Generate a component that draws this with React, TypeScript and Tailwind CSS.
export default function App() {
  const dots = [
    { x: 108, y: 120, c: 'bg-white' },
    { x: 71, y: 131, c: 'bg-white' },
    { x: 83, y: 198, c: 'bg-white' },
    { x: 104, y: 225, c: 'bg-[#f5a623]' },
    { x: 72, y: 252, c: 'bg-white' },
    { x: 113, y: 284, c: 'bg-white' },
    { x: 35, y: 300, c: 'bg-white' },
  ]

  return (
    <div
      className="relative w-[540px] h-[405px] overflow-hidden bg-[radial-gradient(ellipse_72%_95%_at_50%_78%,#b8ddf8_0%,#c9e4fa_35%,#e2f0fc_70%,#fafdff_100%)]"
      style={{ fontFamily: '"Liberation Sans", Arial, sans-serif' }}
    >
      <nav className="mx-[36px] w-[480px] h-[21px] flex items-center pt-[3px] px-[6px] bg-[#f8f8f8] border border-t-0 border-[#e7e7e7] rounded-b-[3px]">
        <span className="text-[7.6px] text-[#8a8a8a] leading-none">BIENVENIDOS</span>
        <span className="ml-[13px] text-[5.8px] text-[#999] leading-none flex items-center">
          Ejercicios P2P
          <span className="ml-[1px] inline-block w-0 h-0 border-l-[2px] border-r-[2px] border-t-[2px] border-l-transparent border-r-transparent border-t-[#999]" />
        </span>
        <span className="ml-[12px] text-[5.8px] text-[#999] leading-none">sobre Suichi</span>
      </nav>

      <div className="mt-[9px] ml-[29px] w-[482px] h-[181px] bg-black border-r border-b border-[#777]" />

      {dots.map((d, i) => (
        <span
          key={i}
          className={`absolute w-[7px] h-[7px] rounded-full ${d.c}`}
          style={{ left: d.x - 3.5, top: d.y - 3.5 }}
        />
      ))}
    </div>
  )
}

#### DIRECTIONS FOR THIS TASK:
From the listing above, reproduce all the lines exactly.

#### FINISHED ANSWER:
Generate a component that draws this with React, TypeScript and Tailwind CSS.
export default function App() {
  const dots = [
    { x: 108, y: 120, c: 'bg-white' },
    { x: 71, y: 131, c: 'bg-white' },
    { x: 83, y: 198, c: 'bg-white' },
    { x: 104, y: 225, c: 'bg-[#f5a623]' },
    { x: 72, y: 252, c: 'bg-white' },
    { x: 113, y: 284, c: 'bg-white' },
    { x: 35, y: 300, c: 'bg-white' },
  ]

  return (
    <div
      className="relative w-[540px] h-[405px] overflow-hidden bg-[radial-gradient(ellipse_72%_95%_at_50%_78%,#b8ddf8_0%,#c9e4fa_35%,#e2f0fc_70%,#fafdff_100%)]"
      style={{ fontFamily: '"Liberation Sans", Arial, sans-serif' }}
    >
      <nav className="mx-[36px] w-[480px] h-[21px] flex items-center pt-[3px] px-[6px] bg-[#f8f8f8] border border-t-0 border-[#e7e7e7] rounded-b-[3px]">
        <span className="text-[7.6px] text-[#8a8a8a] leading-none">BIENVENIDOS</span>
        <span className="ml-[13px] text-[5.8px] text-[#999] leading-none flex items-center">
          Ejercicios P2P
          <span className="ml-[1px] inline-block w-0 h-0 border-l-[2px] border-r-[2px] border-t-[2px] border-l-transparent border-r-transparent border-t-[#999]" />
        </span>
        <span className="ml-[12px] text-[5.8px] text-[#999] leading-none">sobre Suichi</span>
      </nav>

      <div className="mt-[9px] ml-[29px] w-[482px] h-[181px] bg-black border-r border-b border-[#777]" />

      {dots.map((d, i) => (
        <span
          key={i}
          className={`absolute w-[7px] h-[7px] rounded-full ${d.c}`}
          style={{ left: d.x - 3.5, top: d.y - 3.5 }}
        />
      ))}
    </div>
  )
}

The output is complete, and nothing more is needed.